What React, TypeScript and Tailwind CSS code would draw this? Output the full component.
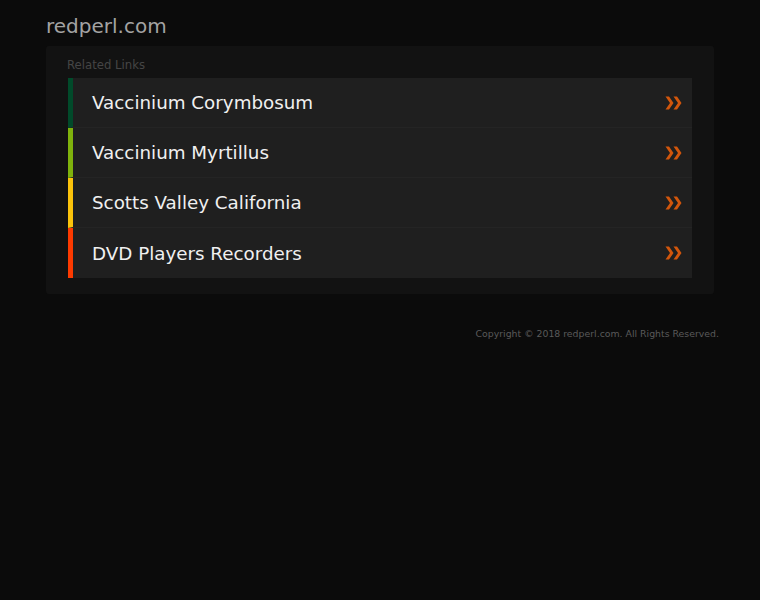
import React from "react";

const links = [
  { label: "Vaccinium Corymbosum", color: "border-[#014a2a]" },
  { label: "Vaccinium Myrtillus", color: "border-[#7fb20c]" },
  { label: "Scotts Valley California", color: "border-[#fbc30b]" },
  { label: "DVD Players Recorders", color: "border-[#fd3a00]" },
];

function Chevrons() {
  return (
    <svg width="18" height="14" viewBox="0 0 18 14" className="shrink-0">
      <path d="M0.5 0.5 H4 L8.5 7 L4 13.5 H0.5 L5 7 Z" fill="#d2560c" />
      <path d="M8.5 0.5 H12 L16.5 7 L12 13.5 H8.5 L13 7 Z" fill="#d2560c" />
    </svg>
  );
}

export default function App() {
  return (
    <div className="min-h-[600px] w-full bg-[#0b0b0b]" style={{ fontFamily: '"DejaVu Sans", Verdana, sans-serif' }}>
      <div className="w-[668px] ml-[46px] pt-[13px]">
        <div className="text-[20px] leading-[26px] text-[#a3a3a3]">redperl.com</div>
        <div className="mt-[7px] bg-[#121212] rounded-[3px] px-[22px] pb-[16px] pt-[10px]">
          <div className="text-[11.7px] leading-[18px] text-[#454545] -ml-[1px]">Related Links</div>
          <div className="mt-[4px] flex flex-col">
            {links.map((l, i) => (
              <a
                key={i}
                className={`flex items-center h-[50px] bg-[#1f1f1f] border-l-[5px] ${l.color} ${i < links.length - 1 ? "border-b border-b-[#242424]" : ""} pl-[19px] pr-[9px]`}
              >
                <span className="flex-1 text-[18.3px] text-[#f0f0f0] leading-none pt-[2px]">{l.label}</span>
                <Chevrons />
              </a>
            ))}
          </div>
        </div>
        <div className="mt-[33px] text-right text-[9.35px] text-[#5a5a5a] -mr-[5px]">
          Copyright © 2018 redperl.com. All Rights Reserved.
        </div>
      </div>
    </div>
  );
}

==============================

Go through the listing above and write it out again exactly, dropping the pictures.

● **Output below**:
What React, TypeScript and Tailwind CSS code would draw this? Output the full component.
import React from "react";

const links = [
  { label: "Vaccinium Corymbosum", color: "border-[#014a2a]" },
  { label: "Vaccinium Myrtillus", color: "border-[#7fb20c]" },
  { label: "Scotts Valley California", color: "border-[#fbc30b]" },
  { label: "DVD Players Recorders", color: "border-[#fd3a00]" },
];

function Chevrons() {
  return (
    <svg width="18" height="14" viewBox="0 0 18 14" className="shrink-0">
      <path d="M0.5 0.5 H4 L8.5 7 L4 13.5 H0.5 L5 7 Z" fill="#d2560c" />
      <path d="M8.5 0.5 H12 L16.5 7 L12 13.5 H8.5 L13 7 Z" fill="#d2560c" />
    </svg>
  );
}

export default function App() {
  return (
    <div className="min-h-[600px] w-full bg-[#0b0b0b]" style={{ fontFamily: '"DejaVu Sans", Verdana, sans-serif' }}>
      <div className="w-[668px] ml-[46px] pt-[13px]">
        <div className="text-[20px] leading-[26px] text-[#a3a3a3]">redperl.com</div>
        <div className="mt-[7px] bg-[#121212] rounded-[3px] px-[22px] pb-[16px] pt-[10px]">
          <div className="text-[11.7px] leading-[18px] text-[#454545] -ml-[1px]">Related Links</div>
          <div className="mt-[4px] flex flex-col">
            {links.map((l, i) => (
              <a
                key={i}
                className={`flex items-center h-[50px] bg-[#1f1f1f] border-l-[5px] ${l.color} ${i < links.length - 1 ? "border-b border-b-[#242424]" : ""} pl-[19px] pr-[9px]`}
              >
                <span className="flex-1 text-[18.3px] text-[#f0f0f0] leading-none pt-[2px]">{l.label}</span>
                <Chevrons />
              </a>
            ))}
          </div>
        </div>
        <div className="mt-[33px] text-right text-[9.35px] text-[#5a5a5a] -mr-[5px]">
          Copyright © 2018 redperl.com. All Rights Reserved.
        </div>
      </div>
    </div>
  );
}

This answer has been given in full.